§ EXERCISE DETAILS
Look through the material below. Copy each line that contains the string "this".

§ SOURCE EXCERPT
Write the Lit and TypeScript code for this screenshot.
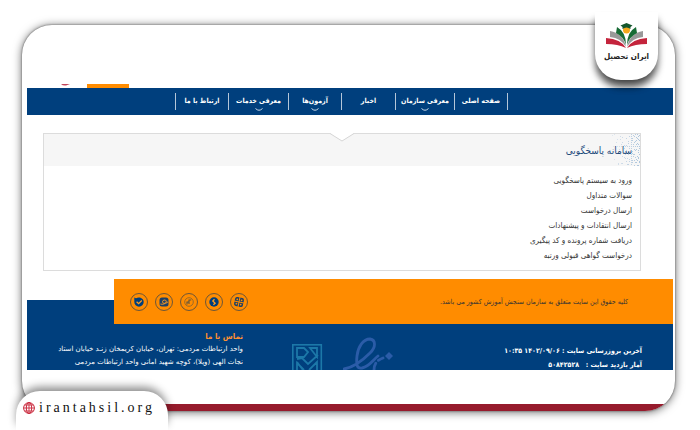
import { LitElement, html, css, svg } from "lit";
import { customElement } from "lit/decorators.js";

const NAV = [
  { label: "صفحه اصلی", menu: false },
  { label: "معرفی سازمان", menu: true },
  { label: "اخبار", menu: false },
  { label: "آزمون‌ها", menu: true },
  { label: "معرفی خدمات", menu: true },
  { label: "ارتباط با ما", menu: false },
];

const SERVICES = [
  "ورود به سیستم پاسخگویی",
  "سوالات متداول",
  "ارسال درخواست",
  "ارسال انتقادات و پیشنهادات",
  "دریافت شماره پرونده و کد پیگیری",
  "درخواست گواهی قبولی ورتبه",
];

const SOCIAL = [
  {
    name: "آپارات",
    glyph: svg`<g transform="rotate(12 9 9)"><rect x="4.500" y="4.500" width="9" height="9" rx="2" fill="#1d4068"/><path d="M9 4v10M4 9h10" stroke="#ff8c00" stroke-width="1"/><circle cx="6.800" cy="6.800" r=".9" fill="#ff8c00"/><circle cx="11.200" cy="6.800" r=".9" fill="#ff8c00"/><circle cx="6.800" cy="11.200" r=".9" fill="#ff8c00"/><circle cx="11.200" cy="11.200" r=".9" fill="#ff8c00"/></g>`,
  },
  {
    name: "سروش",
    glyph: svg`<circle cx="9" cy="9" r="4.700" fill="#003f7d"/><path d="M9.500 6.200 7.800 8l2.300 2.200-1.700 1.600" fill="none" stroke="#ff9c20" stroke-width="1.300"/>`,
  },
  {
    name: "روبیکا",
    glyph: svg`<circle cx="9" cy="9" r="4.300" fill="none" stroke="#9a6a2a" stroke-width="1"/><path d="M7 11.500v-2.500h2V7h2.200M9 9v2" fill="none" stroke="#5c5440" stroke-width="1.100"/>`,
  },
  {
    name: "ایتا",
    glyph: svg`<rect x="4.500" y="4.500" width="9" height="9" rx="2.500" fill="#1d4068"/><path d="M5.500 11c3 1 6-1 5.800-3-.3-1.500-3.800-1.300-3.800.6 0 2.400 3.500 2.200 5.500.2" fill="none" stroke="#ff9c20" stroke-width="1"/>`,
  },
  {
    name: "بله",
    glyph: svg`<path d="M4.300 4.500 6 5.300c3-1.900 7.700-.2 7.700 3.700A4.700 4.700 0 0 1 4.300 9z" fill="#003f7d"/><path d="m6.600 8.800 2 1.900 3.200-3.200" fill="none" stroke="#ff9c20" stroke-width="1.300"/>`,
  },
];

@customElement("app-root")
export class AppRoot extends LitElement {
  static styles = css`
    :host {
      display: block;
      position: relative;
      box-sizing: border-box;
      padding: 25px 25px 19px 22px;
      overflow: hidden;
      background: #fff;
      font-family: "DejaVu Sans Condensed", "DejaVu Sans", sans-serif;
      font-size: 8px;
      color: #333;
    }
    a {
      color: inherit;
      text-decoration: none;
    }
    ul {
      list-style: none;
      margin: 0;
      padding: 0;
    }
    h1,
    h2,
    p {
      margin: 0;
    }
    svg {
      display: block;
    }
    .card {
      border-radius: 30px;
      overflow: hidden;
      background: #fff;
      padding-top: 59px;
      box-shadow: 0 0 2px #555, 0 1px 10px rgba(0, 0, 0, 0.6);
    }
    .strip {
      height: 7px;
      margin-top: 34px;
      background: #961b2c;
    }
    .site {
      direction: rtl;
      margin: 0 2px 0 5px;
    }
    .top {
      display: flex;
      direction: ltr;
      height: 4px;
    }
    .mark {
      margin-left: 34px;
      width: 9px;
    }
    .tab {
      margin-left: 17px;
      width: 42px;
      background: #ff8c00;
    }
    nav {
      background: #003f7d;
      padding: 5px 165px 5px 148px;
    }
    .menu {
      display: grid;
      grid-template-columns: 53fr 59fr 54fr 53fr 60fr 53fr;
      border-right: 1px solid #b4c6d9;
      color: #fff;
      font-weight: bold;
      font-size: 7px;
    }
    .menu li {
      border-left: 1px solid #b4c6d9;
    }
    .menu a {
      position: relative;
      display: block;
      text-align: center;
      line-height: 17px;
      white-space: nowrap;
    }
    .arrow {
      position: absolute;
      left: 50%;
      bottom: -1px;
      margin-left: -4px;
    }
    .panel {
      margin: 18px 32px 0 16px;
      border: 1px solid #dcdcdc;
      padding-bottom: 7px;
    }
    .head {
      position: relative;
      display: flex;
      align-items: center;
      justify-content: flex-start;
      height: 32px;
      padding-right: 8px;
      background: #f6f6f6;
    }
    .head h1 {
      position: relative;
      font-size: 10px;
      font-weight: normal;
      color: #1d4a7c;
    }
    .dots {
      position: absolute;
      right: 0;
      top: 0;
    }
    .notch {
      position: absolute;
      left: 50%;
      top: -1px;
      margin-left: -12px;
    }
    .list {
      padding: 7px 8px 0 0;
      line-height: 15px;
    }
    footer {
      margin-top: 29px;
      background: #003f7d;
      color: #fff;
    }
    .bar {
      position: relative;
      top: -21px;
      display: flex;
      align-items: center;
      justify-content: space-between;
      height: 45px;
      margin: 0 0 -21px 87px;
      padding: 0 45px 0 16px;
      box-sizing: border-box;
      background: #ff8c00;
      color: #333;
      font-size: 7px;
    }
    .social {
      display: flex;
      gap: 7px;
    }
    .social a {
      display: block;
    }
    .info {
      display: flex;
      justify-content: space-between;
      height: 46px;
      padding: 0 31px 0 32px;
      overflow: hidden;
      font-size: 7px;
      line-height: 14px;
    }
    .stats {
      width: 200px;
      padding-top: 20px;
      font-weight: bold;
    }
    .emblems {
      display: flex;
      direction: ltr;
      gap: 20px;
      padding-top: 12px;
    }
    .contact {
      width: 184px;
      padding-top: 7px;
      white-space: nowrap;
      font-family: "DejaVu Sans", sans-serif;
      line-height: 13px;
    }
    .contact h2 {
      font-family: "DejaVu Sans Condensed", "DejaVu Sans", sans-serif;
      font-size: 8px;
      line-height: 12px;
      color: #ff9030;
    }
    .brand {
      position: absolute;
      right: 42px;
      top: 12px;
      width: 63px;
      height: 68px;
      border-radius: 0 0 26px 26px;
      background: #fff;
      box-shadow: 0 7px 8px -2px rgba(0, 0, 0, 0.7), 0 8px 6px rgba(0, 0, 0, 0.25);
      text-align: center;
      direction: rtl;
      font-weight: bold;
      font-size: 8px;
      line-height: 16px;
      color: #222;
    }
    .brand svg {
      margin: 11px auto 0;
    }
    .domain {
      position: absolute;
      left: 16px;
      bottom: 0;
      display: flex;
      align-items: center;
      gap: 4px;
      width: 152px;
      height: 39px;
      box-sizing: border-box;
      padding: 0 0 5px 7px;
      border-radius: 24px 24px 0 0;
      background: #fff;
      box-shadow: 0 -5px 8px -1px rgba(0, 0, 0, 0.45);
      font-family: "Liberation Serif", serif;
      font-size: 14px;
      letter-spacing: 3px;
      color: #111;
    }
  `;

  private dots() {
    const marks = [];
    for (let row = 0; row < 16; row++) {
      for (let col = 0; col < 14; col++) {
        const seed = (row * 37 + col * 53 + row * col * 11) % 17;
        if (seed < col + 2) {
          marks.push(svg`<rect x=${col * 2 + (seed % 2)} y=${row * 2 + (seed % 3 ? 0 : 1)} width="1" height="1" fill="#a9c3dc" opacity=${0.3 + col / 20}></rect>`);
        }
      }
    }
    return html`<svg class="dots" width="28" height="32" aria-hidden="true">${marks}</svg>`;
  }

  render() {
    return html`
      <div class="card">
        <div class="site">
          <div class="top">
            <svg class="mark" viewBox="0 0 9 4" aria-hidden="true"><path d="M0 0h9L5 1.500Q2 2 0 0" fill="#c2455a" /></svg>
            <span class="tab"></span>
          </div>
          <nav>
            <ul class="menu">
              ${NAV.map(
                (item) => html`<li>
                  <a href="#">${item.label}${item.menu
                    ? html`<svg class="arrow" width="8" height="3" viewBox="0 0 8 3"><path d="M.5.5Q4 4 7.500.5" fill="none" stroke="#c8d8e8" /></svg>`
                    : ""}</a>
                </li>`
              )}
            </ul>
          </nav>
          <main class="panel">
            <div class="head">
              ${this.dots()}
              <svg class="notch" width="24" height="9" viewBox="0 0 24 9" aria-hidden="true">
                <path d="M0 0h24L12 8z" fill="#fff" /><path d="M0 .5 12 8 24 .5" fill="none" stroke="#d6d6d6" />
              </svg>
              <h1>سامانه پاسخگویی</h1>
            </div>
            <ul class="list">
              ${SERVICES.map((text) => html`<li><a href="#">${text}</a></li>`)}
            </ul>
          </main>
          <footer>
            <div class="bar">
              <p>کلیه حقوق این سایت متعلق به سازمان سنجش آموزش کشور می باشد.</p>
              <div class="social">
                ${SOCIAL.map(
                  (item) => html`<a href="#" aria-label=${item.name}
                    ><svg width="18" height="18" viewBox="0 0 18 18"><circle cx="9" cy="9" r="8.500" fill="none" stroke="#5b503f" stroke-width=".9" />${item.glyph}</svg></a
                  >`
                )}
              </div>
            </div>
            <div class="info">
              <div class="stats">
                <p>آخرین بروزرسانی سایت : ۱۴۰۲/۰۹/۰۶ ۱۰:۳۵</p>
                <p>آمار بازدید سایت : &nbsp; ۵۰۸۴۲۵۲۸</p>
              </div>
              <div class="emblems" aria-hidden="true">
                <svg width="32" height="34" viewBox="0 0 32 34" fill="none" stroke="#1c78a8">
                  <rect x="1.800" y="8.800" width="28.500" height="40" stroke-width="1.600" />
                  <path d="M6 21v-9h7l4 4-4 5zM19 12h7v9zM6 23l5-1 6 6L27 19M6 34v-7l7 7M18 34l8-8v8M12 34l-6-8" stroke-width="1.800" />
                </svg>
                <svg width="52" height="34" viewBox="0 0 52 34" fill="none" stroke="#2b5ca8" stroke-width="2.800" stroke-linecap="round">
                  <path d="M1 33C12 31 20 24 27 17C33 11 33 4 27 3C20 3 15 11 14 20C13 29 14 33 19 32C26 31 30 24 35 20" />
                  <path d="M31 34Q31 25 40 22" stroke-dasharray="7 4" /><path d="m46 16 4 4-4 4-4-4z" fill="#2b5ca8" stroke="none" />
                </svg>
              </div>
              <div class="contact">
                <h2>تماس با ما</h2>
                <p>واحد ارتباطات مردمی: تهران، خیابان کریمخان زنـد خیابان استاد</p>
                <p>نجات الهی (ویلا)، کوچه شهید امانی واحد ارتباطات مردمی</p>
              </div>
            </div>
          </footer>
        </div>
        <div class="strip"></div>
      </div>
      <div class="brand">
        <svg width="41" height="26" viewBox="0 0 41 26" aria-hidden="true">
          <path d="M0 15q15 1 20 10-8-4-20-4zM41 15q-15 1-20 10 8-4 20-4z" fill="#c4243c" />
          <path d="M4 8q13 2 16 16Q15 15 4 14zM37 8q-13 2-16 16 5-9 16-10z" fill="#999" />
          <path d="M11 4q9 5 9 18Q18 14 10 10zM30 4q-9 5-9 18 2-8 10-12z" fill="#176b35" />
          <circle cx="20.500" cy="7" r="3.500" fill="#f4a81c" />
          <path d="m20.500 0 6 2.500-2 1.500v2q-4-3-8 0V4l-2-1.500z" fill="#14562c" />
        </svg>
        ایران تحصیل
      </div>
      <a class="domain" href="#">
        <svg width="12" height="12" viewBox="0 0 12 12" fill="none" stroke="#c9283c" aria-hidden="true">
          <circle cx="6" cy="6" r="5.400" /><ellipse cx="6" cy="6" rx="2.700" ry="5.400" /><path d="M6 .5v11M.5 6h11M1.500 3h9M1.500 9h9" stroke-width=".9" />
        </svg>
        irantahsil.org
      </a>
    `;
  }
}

§ ANSWER IN FULL
Write the Lit and TypeScript code for this screenshot.
              ${this.dots()}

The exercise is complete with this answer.